Analisis Donner yang berkenaan dengan kajian sejarah Islam awal di atas banyak diurai pada karyanya yang berjudul Muhammad and the Believers: At the Origins of Islam. Studi Islam dalam perspektif kesarjanaan revisionis mengupayakan rekonstruksi sejarah Islam. Sebagaimana namanya yakni revisionis, mereka menganalisis dengan cara merevisi pemahaman yang sudah diterima secara tradisional. Perspektif revisionis melihat secara kritis bahwa dalam sumber-sumber data tradisional Islam memiliki keterbatasan bahkan kecacatan menurut standar disiplin sejarah. Misalnya saja penulisan sirah nabawiyah (kisah kenabian Muhammad) yang tertua dan komprehensif terjadi pada masa tabi’in. Belum lagi persoalan sejarah kanonisasi Al-Qur’an dan lain sebagainya.

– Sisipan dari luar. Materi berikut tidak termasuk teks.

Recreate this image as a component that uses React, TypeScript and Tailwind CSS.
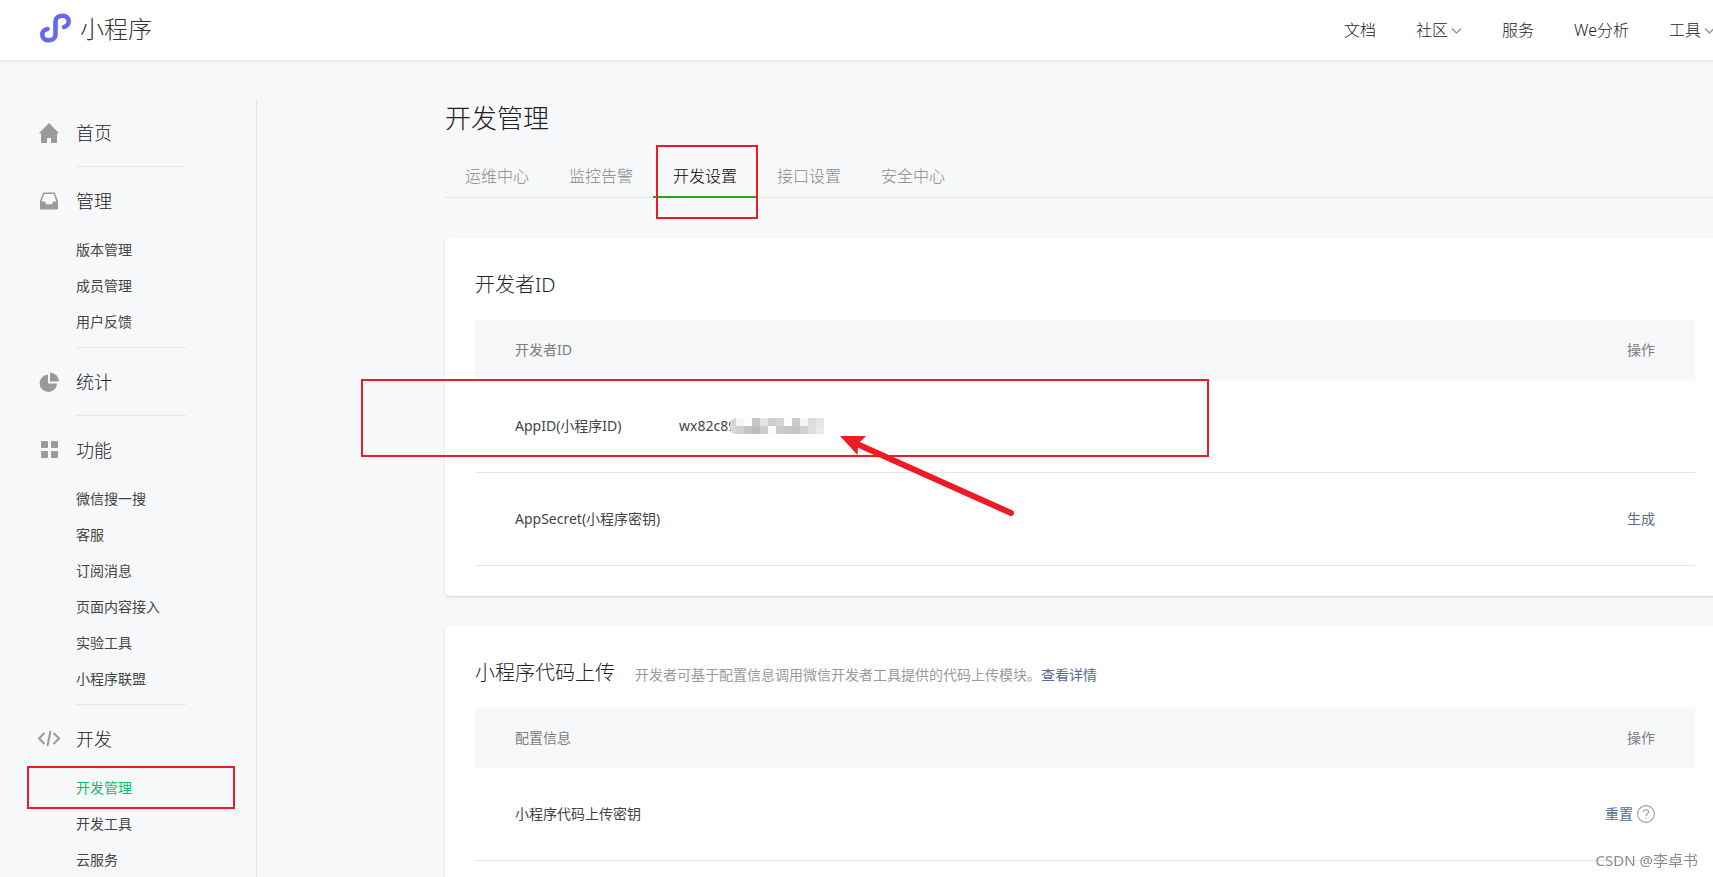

Membaca sejarah Islam awal secara kritis tidak dimaksudkan untuk mendekonstruksi Islam itu sendiri. Malah kelompok sarjana revisionis mengajarkan kita tentang pentingnya kejujuran, keterbukaan, dan keberterimaan dalam memahami sejarah Islam. Apalagi di tengah semangat agenda supermasi dan ekspansi beberapa kelompok keislaman yang mengulang-ulang kerinduannya pada masa salaf as-saleh. Romantisme masa lalu tersebut menawarkan kesempurnaan praktik berislam bersamaan dengan autentisitasnya melalui pemahaman yang sempit.
Mari kita merenung sejenak di hari yang kita imani sebagai Hari Kelahiran Sang Nabi ini. Bagaimana jika sebenarnya Sang Nabi adalah penggerak komunitas lintas iman? Sang Nabi adalah sosok yang toleran dan mampu merangkul beragam orang dengan latar belakang keagamaan. Apakah cukup mind blowing? Namun kiranya hal tersebut lebih baik untuk merindu pada Islam perdana sebagai gerakan yang inklusif. Ketimbang kita terjebak pada bayang-bayang tetang awal kemunculan Islam sebagai gerakan yang keras dan kaku.
Kita tidak pernah menyaksikan secara langsung runtutan peristiwa yang sebenarnya terjadi pada masa Sang Nabi hidup. Kita hanya bisa membaca, mendengar, membayangkan, atau mengimaninya saja.
Selamat merayakan Maulid Nabi, Shallu ‘alannabi.